Polls have opened in Bangladesh's parliamentary election, after a run-up marred by violence that has claimed more than 100 lives.
Voting will remain open for eight hours on Sunday, starting at 8am local time (02:00 GMT). A huge security operation involving 50,000 troops has been mounted to oversee the vote.
With fewer than half of the 300 parliamentary seats being contested, the ruling Awami League and Prime Minister Sheikh Hasina are poised to sweep to victory.
The vote is boycotted by the opposition Bangladesh Nationalist Party (BNP), which urged voters to stay away from the "farcical" election, and shunned by international observers.
The bitter rivalry between the country's two dominant parties has fuelled concerns about economic stagnation and further violence in the impoverished South Asian country.
"These elections are in no way going to help resolve the stalemate we have seen in the past few months," said Iftekhar Zaman, executive director of global anti-corruption body Transparency International in Bangladesh.
"The parliament which will emerge will be one without an opposition, and so there will be a very big legitimacy crisis," he said.
Wave of violence
The BNP is protesting against the prime minister's decision to scrap the practice of having a neutral caretaker government oversee elections.
Turnout was expected to be down amid fears of violence, with more than 120 polling places - mostly in rural areas - reportedly set ablaze since Friday.

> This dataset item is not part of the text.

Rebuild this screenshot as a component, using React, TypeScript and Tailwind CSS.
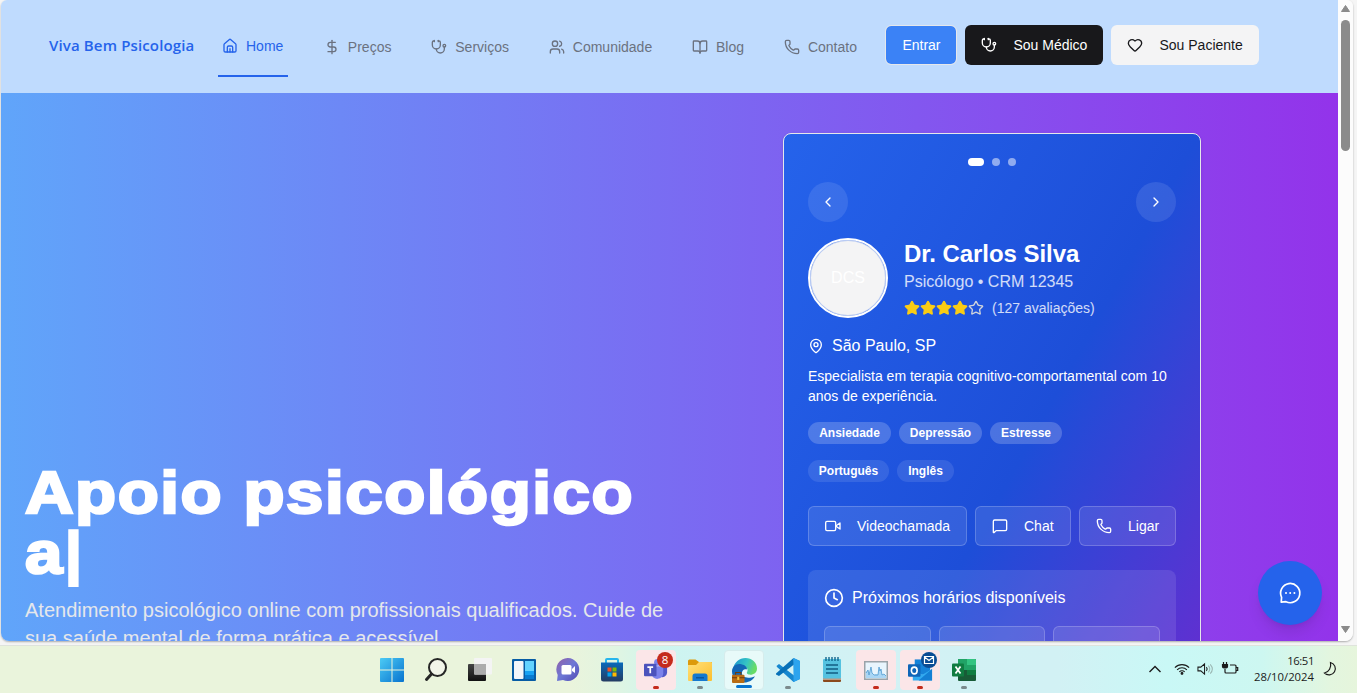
import React from "react";
import {
  BookOpen, ChevronLeft, ChevronRight, Clock, DollarSign, Heart, MapPin, MessageSquare, Phone, Star,
  Stethoscope, Users,
} from "lucide-react";

const House = () => (
  <svg width="16" height="16" viewBox="0 0 24 24" fill="none" stroke="currentColor" strokeWidth="2" strokeLinecap="round" strokeLinejoin="round">
    <path d="M3 10a2 2 0 0 1 .7-1.5l7-6a2 2 0 0 1 2.6 0l7 6A2 2 0 0 1 21 10v9a2 2 0 0 1-2 2H5a2 2 0 0 1-2-2z" />
    <path d="M8 21v-7a2 2 0 0 1 2-2h4a2 2 0 0 1 2 2v7M12 16v5" />
  </svg>
);

const VideoCamera = () => (
  <svg width="16" height="16" viewBox="0 0 24 24" fill="none" stroke="currentColor" strokeWidth="2" strokeLinecap="round" strokeLinejoin="round">
    <rect x="1" y="5" width="15" height="14" rx="2" />
    <path d="m16 12 6.500 4.500v-9z" />
  </svg>
);

const navItems = [
  { label: "Preços", icon: <DollarSign size={16} /> },
  { label: "Serviços", icon: <Stethoscope size={16} /> },
  { label: "Comunidade", icon: <Users size={16} /> },
  { label: "Blog", icon: <BookOpen size={16} /> },
  { label: "Contato", icon: <Phone size={16} /> },
];

function Header() {
  return (
    <header className="flex h-[93px] shrink-0 items-start bg-[#bfdbfe] pl-12 text-sm">
      <div className="mt-[33px] w-[145px] whitespace-nowrap font-['Open_Sans',sans-serif] text-[15px] font-semibold leading-6 tracking-[0.14px] text-[#2563eb]">
        Viva Bem Psicologia
      </div>
      <nav className="ml-6 flex gap-[31.85px] text-[#6b7280]">
        <a className="flex h-[77px] w-[70px] items-center gap-2 border-b-2 border-[#2563eb] px-1 pt-[17px] text-[#2563eb]">
          <House />
          Home
        </a>
        {navItems.map((n) => (
          <a key={n.label} className="flex h-[77px] items-center gap-2 px-1 pt-[17px]">
            {n.icon}
            {n.label}
          </a>
        ))}
      </nav>
      <div className="ml-[24.5px] mt-[25px] flex items-center gap-2">
        <button className="h-10 w-[72px] rounded-md border border-[#e5e7eb] bg-[#3b82f6] bg-clip-padding text-white">Entrar</button>
        <button className="flex h-10 w-[138px] items-center gap-4 whitespace-nowrap rounded-md bg-[#18181b] px-4 text-white">
          <Stethoscope size={16} className="shrink-0" />
          Sou Médico
        </button>
        <button className="flex h-10 w-[148px] items-center gap-4 whitespace-nowrap rounded-md bg-[#f4f4f5] px-4 text-[#18181b]">
          <Heart size={16} className="shrink-0" />
          Sou Paciente
        </button>
      </div>
    </header>
  );
}

function DoctorCard() {
  return (
    <section className="mt-10 h-[755px] w-[418px] shrink-0 rounded-lg border border-[#e5e7eb] bg-[linear-gradient(to_bottom_right,#2563eb,#1d4ed8,#7e22ce)] p-6 text-white shadow-sm">
      <div className="flex h-2 justify-center gap-2">
        <i className="w-4 rounded-full bg-white" />
        <i className="w-2 rounded-full bg-white/50" />
        <i className="w-2 rounded-full bg-white/50" />
      </div>
      <div className="mt-4 flex justify-between">
        <button className="flex size-10 items-center justify-center rounded-full bg-white/10"><ChevronLeft size={16} /></button>
        <button className="flex size-10 items-center justify-center rounded-full bg-white/10"><ChevronRight size={16} /></button>
      </div>
      <div className="mt-4 flex gap-4">
        <div className="flex size-20 items-center justify-center rounded-full border-2 border-white bg-[#f4f4f5] bg-clip-padding text-base ring-inset ring-1 ring-[#2563eb]/25">
          DCS
        </div>
        <div>
          <h2 className="text-2xl font-bold leading-8 tracking-[-0.05px]">Dr. Carlos Silva</h2>
          <p className="text-base leading-6 text-white/80">Psicólogo • CRM 12345</p>
          <div className="mt-1 flex h-5 items-center text-sm text-white/80">
            {[0, 1, 2, 3].map((i) => <Star key={i} size={16} className="fill-[#facc15] text-[#facc15]" />)}
            <Star size={16} className="text-[#d1d5db]" />
            <span className="ml-2">(127 avaliações)</span>
          </div>
        </div>
      </div>
      <div className="mt-4 flex items-center gap-2 text-base leading-6"><MapPin size={16} />São Paulo, SP</div>
      <p className="mt-2 text-sm leading-5">Especialista em terapia cognitivo-comportamental com 10 anos de experiência.</p>
      <div className="mt-4 flex gap-2 text-xs font-bold leading-[22px]">
        <span className="w-[83px] rounded-full bg-white/20 text-center">Ansiedade</span>
        <span className="w-[83px] rounded-full bg-white/20 text-center">Depressão</span>
        <span className="w-[72px] rounded-full bg-white/20 text-center">Estresse</span>
      </div>
      <div className="mt-4 flex gap-2 text-xs font-bold leading-[22px]">
        <span className="w-[81px] rounded-full bg-white/10 text-center">Português</span>
        <span className="w-[57px] rounded-full bg-white/10 text-center">Inglês</span>
      </div>
      <div className="mt-6 flex h-10 gap-2 text-sm">
        <button className="flex w-[159px] items-center gap-4 rounded-md border border-white/20 bg-white/10 pl-4"><VideoCamera />Videochamada</button>
        <button className="flex w-[96px] items-center gap-4 rounded-md border border-white/20 bg-white/10 pl-4"><MessageSquare size={16} />Chat</button>
        <button className="flex w-[97px] items-center gap-4 rounded-md border border-white/20 bg-white/10 pl-4"><Phone size={16} />Ligar</button>
      </div>
      <div className="mt-6 h-[200px] rounded-lg bg-white/10 p-4">
        <div className="flex items-center gap-2 text-base leading-6"><Clock size={20} />Próximos horários disponíveis</div>
        <div className="mt-4 grid grid-cols-3 gap-2">
          {[0, 1, 2].map((i) => <div key={i} className="h-10 rounded-md border border-white/20 bg-white/10" />)}
        </div>
      </div>
    </section>
  );
}

function Hero() {
  return (
    <main className="relative flex min-h-0 flex-1 items-start overflow-hidden bg-[linear-gradient(to_right,#60a5fa,#9333ea)]">
      <div className="w-[782px] shrink-0 pl-6 pt-[370px]">
        <h1 className="w-[620px] origin-left scale-x-[1.12] whitespace-nowrap text-[60px] font-bold leading-[60px] tracking-[1.4px] text-white [-webkit-text-stroke:2.5px_white]">
          Apoio psicológico
          <br />
          a<span className="[-webkit-text-stroke:1.5px_white]">|</span>
        </h1>
        <p className="mt-[13px] w-[660px] text-xl leading-7 text-[#e5e7eb]">
          Atendimento psicológico online com profissionais qualificados. Cuide de sua saúde mental de forma prática e acessível.
        </p>
      </div>
      <DoctorCard />
      <button className="absolute bottom-4 right-4 flex size-16 items-center justify-center rounded-full bg-[#2563eb] text-white shadow-lg">
        <svg width="24" height="24" viewBox="0 0 24 24" fill="none" stroke="currentColor" strokeWidth="1.700" strokeLinejoin="round">
          <path d="M3.200 21.200 3.600 16.300A9.600 9.600 0 1 1 8 20.700z" />
          <path d="M8 12h.01M12.200 12h.01M16.400 12h.01" strokeLinecap="round" strokeWidth="2" />
        </svg>
      </button>
    </main>
  );
}

function Scrollbar() {
  return (
    <div className="flex w-[15px] flex-col items-center bg-[#fcfcfc] pt-[5px]">
      <svg width="9" height="7" viewBox="0 0 9 7"><path d="M4.500 0.500 8.500 6.500H.5z" fill="#8b8b8b" stroke="#8b8b8b" strokeLinejoin="round" /></svg>
      <i className="mt-2 h-[131px] w-[9px] rounded-full bg-[#8b8b8b]" />
      <svg className="mb-[8px] mt-auto" width="9" height="7" viewBox="0 0 9 7"><path d="M4.500 6.500 8.500 .5H.5z" fill="#8b8b8b" stroke="#8b8b8b" strokeLinejoin="round" /></svg>
    </div>
  );
}

const WindowsLogo = () => (
  <svg width="24" height="24" viewBox="0 0 24 24">
    <defs><linearGradient id="win" x1="0" y1="0" x2="1" y2="1"><stop stopColor="#4ccbf5" /><stop offset="1" stopColor="#0873cf" /></linearGradient></defs>
    <path fill="url(#win)" d="M1 0h10.5v11.5H0V1a1 1 0 0 1 1-1zM12.5 0H23a1 1 0 0 1 1 1v10.5H12.5zM0 12.5h11.5V24H1a1 1 0 0 1-1-1zM12.5 12.5H24V23a1 1 0 0 1-1 1H12.5z" />
  </svg>
);
const SearchIcon = () => (
  <svg width="24" height="24" viewBox="0 0 24 24" fill="none" stroke="#262626">
    <circle cx="13.5" cy="9.5" r="8.5" strokeWidth="2" fill="#f2f5e9" /><path d="m7.5 16-5 5.5" strokeWidth="3" strokeLinecap="round" />
  </svg>
);
const TaskView = () => (
  <svg width="24" height="24" viewBox="0 0 24 24">
    <defs><linearGradient id="tv" x1="0" y1="0" x2="0" y2="1"><stop stopColor="#444" /><stop offset="1" stopColor="#111" /></linearGradient></defs>
    <rect y="6" width="18" height="17" rx="1" fill="url(#tv)" /><rect x="6" width="18" height="16.500" rx="1" fill="#f4f4f4" /><path d="M6 6h12v10.500H7a1 1 0 0 1-1-1z" fill="#acacac" />
  </svg>
);
const Widgets = () => (
  <svg width="24" height="22" viewBox="0 0 24 22">
    <rect width="24" height="22" rx="1" fill="#075ca5" /><rect x="2" y="2" width="9.500" height="18" rx="1" fill="#f3f6fa" />
    <path d="M13 2h9v10h-9z" fill="#63d3ff" /><path d="M13 12h9v4h-9z" fill="#16a1f3" /><path d="M13 16h9v4h-9z" fill="#087bd1" />
  </svg>
);
const ChatIcon = () => (
  <svg width="24" height="24" viewBox="0 0 24 24">
    <defs><linearGradient id="ch" x1="0" y1="0" x2="1" y2="1"><stop stopColor="#9360a8" /><stop offset=".5" stopColor="#6d78d6" /><stop offset="1" stopColor="#5149b2" /></linearGradient></defs>
    <path d="M12 0a11.500 11.500 0 1 1-5 22L1 23l.7-6A11.500 11.500 0 0 1 12 0z" fill="url(#ch)" />
    <rect x="5.500" y="7" width="10" height="9.500" rx="1.500" fill="#fff" /><path d="m16 11 3-3v7l-3-2z" fill="#fff" />
  </svg>
);
const StoreIcon = () => (
  <svg width="24" height="24" viewBox="0 0 24 24">
    <defs><linearGradient id="st" x1="0" y1="0" x2="0" y2="1"><stop stopColor="#0969ba" /><stop offset="1" stopColor="#243c62" /></linearGradient></defs>
    <path d="M6 8V2q0-1 1-1h10q1 0 1 1v6" fill="none" stroke="#26b5ed" strokeWidth="2" />
    <path d="M1 4.500h22V21q0 2.500-2.500 2.500h-17Q1 23.500 1 21z" fill="url(#st)" />
    <path fill="#f25022" d="M7.500 9.500h4v4h-4z" /><path fill="#7fba00" d="M12.500 9.500h4v4h-4z" /><path fill="#00a4ef" d="M7.500 14.500h4v4h-4z" /><path fill="#ffb900" d="M12.500 14.500h4v4h-4z" />
  </svg>
);
const TeamsIcon = () => (
  <svg width="25" height="24" viewBox="0 0 26 24">
    <circle cx="14" cy="4" r="3.500" fill="#7b83eb" /><path d="M17 8h7v7a5 5 0 0 1-7 4z" fill="#5059c9" /><path d="M8 8h12v8a6.200 6.200 0 0 1-12 1z" fill="#7b83eb" />
    <rect y="5.500" width="13" height="13" rx="1" fill="#4b53bc" /><path d="M3.500 9h6M6.500 9v6.500" stroke="#fff" strokeWidth="1.800" />
  </svg>
);
const FolderIcon = () => (
  <svg width="24" height="24" viewBox="0 0 24 24">
    <defs><linearGradient id="fo" x1="0" y1="0" x2="1" y2="1"><stop stopColor="#ffe07a" /><stop offset="1" stopColor="#fcbf2e" /></linearGradient></defs>
    <path d="M0 3q0-1.500 1.500-1.500h6L11 4H24v8H0z" fill="#dc9a0c" /><path d="M0 7h8l3-3h12q1 0 1 1v17q0 1-1 1H1q-1 0-1-1z" fill="url(#fo)" />
    <path d="M4.500 23v-5q0-2.500 2.500-2.500h10q2.500 0 2.500 2.500v5z" fill="#1579cf" /><path d="M8 19h8v1.500H8z" fill="#0c579c" />
  </svg>
);
const EdgeIcon = () => (
  <svg width="25" height="25" viewBox="0 0 24 24">
    <defs><linearGradient id="ed" x1="0" y1="0" x2="1" y2=".3"><stop stopColor="#1690d2" /><stop offset=".6" stopColor="#35c4c4" /><stop offset="1" stopColor="#68dc66" /></linearGradient></defs>
    <path d="M1 11C2 4 7 0 13 0c6 0 11 4.500 11 10 0 4-3 6-6.500 6-2 0-4-1-3-2.500C16 11 14 8 10 8c-4 0-7 1.500-9 3z" fill="url(#ed)" />
    <path d="M0 13c0-5 4-8 9-7 4 .8 5.500 3 5.500 5-3-1-5 1-5 3.500 0 4 5.500 6 12.500 3-2 4-6 6-10 6C5 23.500 0 19 0 13z" fill="#1267b5" />
    <rect y="16" width="12" height="8" rx="1" fill="#b96b13" /><path d="M3.500 16v-2h5v2M0 19h12" fill="none" stroke="#703c09" /><path d="M5 18h2v3H5z" fill="#f5c542" />
  </svg>
);
const CodeIcon = () => (
  <svg width="24" height="24" viewBox="0 0 24 24">
    <path d="M17.500 0 24 3v18l-6.500 3L1 9l-.5-1L3 6l15 11.500z" fill="#1687cf" /><path d="M17.500 0 0 15.500v1L3 18 18 6.500z" fill="#0871b8" /><path d="M17.500 0 24 3v18l-6.500 3z" fill="#2ca4ee" />
  </svg>
);
const NotepadIcon = () => (
  <svg width="20" height="26" viewBox="0 0 20 26">
    <path d="M1 21h18v3q0 1-1 1H2q-1 0-1-1z" fill="#8b4a1d" /><path d="M1 21.500h18v1H1z" fill="#eee" /><rect x="1" y="2" width="18" height="19.500" rx="1" fill="#55c2e0" />
    <path d="M4 0v4M7 0v4M10 0v4M13 0v4M16 0v4" stroke="#11678e" strokeWidth="1.400" /><path d="M4 8h12M4 12h12M4 16h12" stroke="#125d83" strokeWidth="1.700" />
  </svg>
);
const MonitorIcon = () => (
  <svg width="24" height="19" viewBox="0 0 24 19">
    <rect x=".75" y=".75" width="22.500" height="17.500" fill="#e8f5fd" stroke="#9aa3a9" strokeWidth="1.500" /><path d="M2 17v-6l2-2 1 5 2-8 1 6 2 2 2-1 2 1 1-8 1 4 1-2 1 6 2-1 2 2v2z" fill="#a9d6f5" /><path d="m2 12 2-3 1 5 2-8 1 6 2 2h4l1-8 1 4 1-2 1 6 2-1 2 2" fill="none" stroke="#4f9ad0" strokeWidth=".8" />
  </svg>
);
const OutlookIcon = () => (
  <svg width="25" height="24" viewBox="0 0 26 24">
    <path d="M7 1h16v16H7z" fill="#1683d8" /><path d="M5 11l10 6 10-6v12H5z" fill="#31aaf0" /><path d="m25 11-14 12h14z" fill="#1480d4" /><rect y="6" width="13" height="13" rx="1" fill="#0f65b8" />
    <ellipse cx="6.500" cy="12.500" rx="3" ry="3.500" fill="none" stroke="#fff" strokeWidth="1.700" />
  </svg>
);
const ExcelIcon = () => (
  <svg width="24" height="22" viewBox="0 0 24 22">
    <rect x="6" width="18" height="22" rx="1" fill="#185c37" /><path d="M6 0h9v11H6z" fill="#21a366" /><path d="M15 0h8q1 0 1 1v5h-9z" fill="#33c481" /><path d="M15 6h9v5h-9z" fill="#21a366" /><path d="M15 11h9v5h-9z" fill="#107c41" />
    <rect y="4.500" width="12" height="13" rx="1" fill="#107c41" /><path d="m3.500 7.500 5 7M8.500 7.500l-5 7" stroke="#fff" strokeWidth="1.800" />
  </svg>
);

type App = { name: string; icon: React.ReactNode; tile?: string; dot?: string; badge?: React.ReactNode };
const apps: App[] = [
  { name: "start", icon: <WindowsLogo /> },
  { name: "search", icon: <SearchIcon /> },
  { name: "tasks", icon: <TaskView /> },
  { name: "widgets", icon: <Widgets /> },
  { name: "chat", icon: <ChatIcon /> },
  { name: "store", icon: <StoreIcon /> },
  {
    name: "teams", icon: <TeamsIcon />, tile: "bg-[#fbe6e8]", dot: "w-1.5 bg-[#c42b1c]",
    badge: <span className="absolute right-[3px] top-[2px] flex size-4 items-center justify-center rounded-full bg-[#c42b1c] font-['Open_Sans',sans-serif] text-[11.5px] text-white">8</span>,
  },
  { name: "files", icon: <FolderIcon />, dot: "w-1.5 bg-[#7b8a8c]" },
  { name: "edge", icon: <EdgeIcon />, tile: "bg-[#e8faf9] border border-[#d6ecec]", dot: "w-4 bg-[#0873cf]" },
  { name: "code", icon: <CodeIcon />, dot: "w-1.5 bg-[#7b8a8c]" },
  { name: "notepad", icon: <NotepadIcon /> },
  { name: "monitor", icon: <MonitorIcon />, tile: "bg-[#fbe6e8]", dot: "w-1.5 bg-[#c42b1c]" },
  {
    name: "outlook", icon: <OutlookIcon />, tile: "bg-[#fbe6e8]", dot: "w-1.5 bg-[#c42b1c]",
    badge: (
      <svg className="absolute right-[3px] top-[2px]" width="16" height="16" viewBox="0 0 16 16"><circle cx="8" cy="8" r="8" fill="#0b4c94" /><path d="M3.500 4.500h9v7h-9zM3.500 5 8 8.500 12.500 5" fill="none" stroke="#fff" strokeWidth="1.200" /></svg>
    ),
  },
  { name: "excel", icon: <ExcelIcon />, dot: "w-1.5 bg-[#7b8a8c]" },
];

function Taskbar() {
  return (
    <footer className="flex h-12 items-start border-t border-[#dfe3dc] bg-[linear-gradient(to_right,#eaf4dc_0%,#eaf4dc_42%,#e2f5e1_45%,#cdf5f0_49%,#d2f2f4_55%,#d2f1f4_78%,#c9f8f6_86%,#cdf7f1_93%,#e3f6df_98%,#e6f5dc_100%)] pl-[372px] pt-[4px]">
      <div className="flex gap-1">
        {apps.map((a) => (
          <div key={a.name} className={`relative flex h-10 w-10 items-center justify-center rounded ${a.tile ?? ""}`}>
            {a.icon}
            {a.badge}
            {a.dot && <i className={`absolute bottom-[1px] h-[3px] rounded-full ${a.dot}`} />}
          </div>
        ))}
      </div>
      <div className="ml-auto flex h-[38px] items-center pr-5 text-[#1b1b1b]">
        <svg width="14" height="14" viewBox="0 0 14 14" fill="none" stroke="currentColor" strokeWidth="1.400"><path d="m1.500 10 5.500-5.500L12.500 10" /></svg>
        <svg className="ml-3" width="16" height="14" viewBox="0 0 18 14" fill="none" stroke="currentColor" strokeWidth="1.200"><path d="M1 5.500a11 11 0 0 1 16 0M3.500 8a7.500 7.500 0 0 1 11 0M6 10.200a4.200 4.200 0 0 1 6 0" /><circle cx="9" cy="12" r="1" fill="currentColor" /></svg>
        <svg className="ml-[7px]" width="17" height="14" viewBox="0 0 18 14" fill="none" stroke="currentColor" strokeWidth="1.100"><path d="M1 5v4h3l4 3.500v-11L4 5zM10 5q1.500 2 0 4" /><path d="M12 3.500q3 3.500 0 7M14 2q4.500 5 0 10" stroke="#9ab5b1" /></svg>
        <svg className="ml-[7px]" width="18" height="14" viewBox="0 0 18 14" fill="none" stroke="currentColor" strokeWidth="1.200"><path d="M9 3h5q1 0 1 1v6q0 1-1 1H5q-1 0-1-1V7M15.500 5.500h1.200v3h-1.200" /><path d="M1.500 2.500h5v2q0 1.500-1.500 1.500H3Q1.500 6 1.500 4.500zM2.500 0v3M5.500 0v3" fill="currentColor" /></svg>
        <div className="ml-[11px] w-[64px] text-right font-['Open_Sans',sans-serif] text-[11.300px] leading-4">
          <div className="tracking-[-0.4px]">16:51</div>
          <div className="whitespace-nowrap">28/10/2024</div>
        </div>
        <svg className="ml-[9px]" width="14" height="16" viewBox="0 0 14 16" fill="none" stroke="currentColor" strokeWidth="1.200"><path d="M7.500 1.500a6.300 6.300 0 1 1-6 10.500C6 11 8.500 6.500 7.500 1.500z" /></svg>
      </div>
    </footer>
  );
}

export default function App() {
  return (
    <div className="flex h-[693px] w-[1357px] flex-col overflow-hidden bg-[#f5f5f5] font-['Liberation_Sans',Arial,sans-serif]">
      <div className="ml-px mb-1 flex h-[641px] w-[1352px] overflow-hidden rounded-b-lg rounded-t-md shadow-[0_1px_2px_rgba(0,0,0,0.3)]">
        <div className="flex w-[1337px] flex-col">
          <Header />
          <Hero />
        </div>
        <Scrollbar />
      </div>
      <Taskbar />
    </div>
  );
}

More than 100 people have been killed since the opposition launched a campaign against the election last year, while more than 1,000 opposition leaders and activists have been detained in a crackdown denounced by rights groups.
The election commission sent a text message on Saturday to reassure voters, noting: "Please go to cast your vote without any fear and hassle."
Army troops have been deployed since December 26 to maintain order during the election, while the country's $22bn garment industry, which accounts for 80 percent of Bangladesh's exports, has been disrupted by transportation blockades.
The European Union has refused to send election observers, as have the United States and the Commonwealth.